"O pensamento moderno realizou progresso considerável ao reduzir o existente à série de aparições que o manifestam.
Visava-se com isso suprimir certo número de dualismos que embaraçam a filosofia e substituí-los pelo monismo do fenômeno. Isso foi alcançado?"
J. P. Sartre (1997, p. 15)
Resumo:
Dominick LaCapra, em suas formulações, investe contra o primado das dualidades no estudo da história intelectual ao recusar a polaridade entre texto e contexto, mundo "real" e escritos, sujeito e "objeto" etc. Propõe, em contrapartida, a conexão ativa e recíproca entre a produção intelectual e o mundo, tecendo textos e contextos, sujeito e "objeto", numa rede relacional.
Palavras-chave: Dominick LaCapra, história intelectual, historiadores, dualidade, texto, contexto, idéias.
Abstract:
Dominick LaCapra, in his formulations, strikes against the predominancy of dualities in the intellectual history studies when he refuses the polarity between text and context, "real" world and writings, subject and "object" etc. He proposes, otherwise, the active and reciprocal connection between intellectual production and the world that, weaving texts and contexts, subject and "object", in a relational net.
Keywords: Dominick LaCapra, intellectual history, historians, duality, text, context, ideas.
É usual e disseminado na história intelectual – enquanto estudo, ao longo do tempo, sobre a produção e os produtores das idéias – autores alicerçarem suas posições em pilares (fincados aos pares) que procuram balizar o estudo das idéias conforme concepções tanto arraigadas quanto frágeis.
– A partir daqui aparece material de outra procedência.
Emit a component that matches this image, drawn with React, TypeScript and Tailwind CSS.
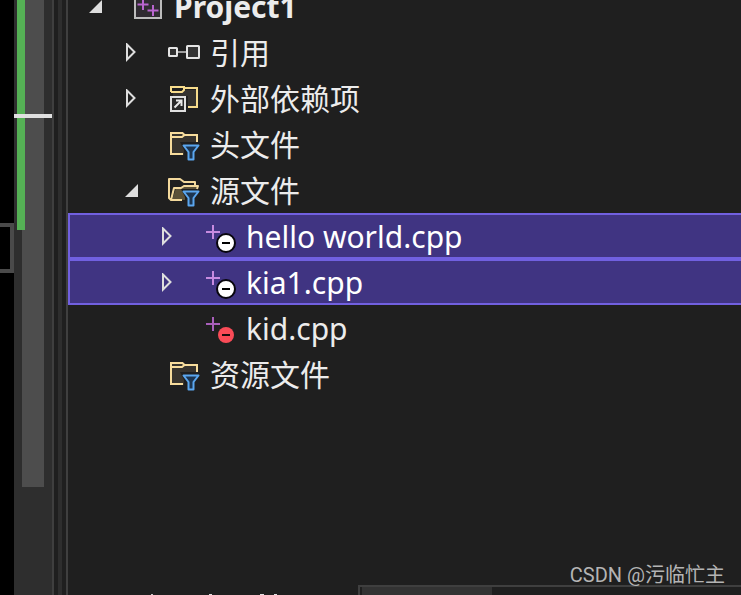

Ao serem postos como referências teóricas, tais pares duais (e, por vezes, dicotômicos) como texto/contexto, discurso/realidade, autor/produção, vida/obra, entre outros, não delimitam um espaço fértil a ser cultivado, sequer formam uma cerca para afastar falsas noções; formam sim um círculo de giz, no qual o estudioso se põe ao centro e acredita estar na posse de um arsenal teórico eficiente e protegido do senso comum.
Dominick LaCapra mostra-nos a fragilidade dessas posições. Avesso aos milagrosos pares que supostamente dariam contraste e contorno à "realidade", acrescenta cores ao cenário preto e branco do estudo das idéias e borra as divisas – para muitos ainda óbvias – que dariam alguma nitidez aos dualismos teóricos. Sem dualidades, dicotomias, polaridades, determinismos imanentes, unidimensionalidade, univocidade espacial e temporal, insulamento objetivista do sujeito e sem legitimar o subjetivismo inconseqüente das leituras anacrônicas ou "performáticas", La Capra aborda as idéias e seus sujeitos ancorado numa visão não-canônica da história intelectual, que trata os termos numa espécie de jogo de espelhos, no qual a luz lançada sobre um "objeto", ao refletir-se, ilumina imediatamente outro.
No entender de LaCapra (1985: 26) não devemos nos perder buscando um "dentro" e um "fora", um interior e um exterior, o texto não é algo fechado em si, um "cosmos"; como cenário de inter-relação entre diferentes forças de unificação e disseminação deve ser tomado como "objeto" de investigação. Definido preliminarmente como o uso da linguagem marcado pela tensa interação entre tendências mutuamente implicantes e ao mesmo tempo contestatórias, o texto não é simplesmente um fato, um dado, um "objeto", algo hermeticamente fechado ou determinado em sua significação, tal visão documental é apanágio de um positivismo que situa o texto em termos de uma dimensão literal ou factual que supostamente faria referências à realidade empírica e traria informações a respeito desta.
O texto – para ele – está em relação com outros textos, difere e aproxima-se destes, está indefectivelmente permeado pelo contexto (ponto relativamente consensual) e não é redutível à condição de "simples" documento, artefato, registro do passado; há dimensões no texto – que podem ser revolvidas pelo trabalho do compromisso, da interpretação e da imaginação – insubmissas ao mero inventário. A atitude crítica e transformadora impõe uma relação de construção e desconstrução do dado, de diálogo crítico com o texto e os problemas que levanta.
O contexto – igualmente – está imbricado com os textos, como "mundo real" está ele próprio "textualizado" de várias maneiras, sua construção é viabilizada por textos, por reminiscências e relatos do passado[1]. Daí novamente a necessidade de uma abordagem que instrumentalize uma crítica do contexto como (in)formado por textos, e do texto como elemento imbricado no contexto. A etimologia do termo "texto" (em inglês text), do latim texere, que significa tecer (to weave or compose), fornecida por LaCapra (1985: 19), nos dá uma pista da rede de significados ao qual o autor nos remete: o contexto é tecido por textos, que por sua vez estão enredados a partir do contexto.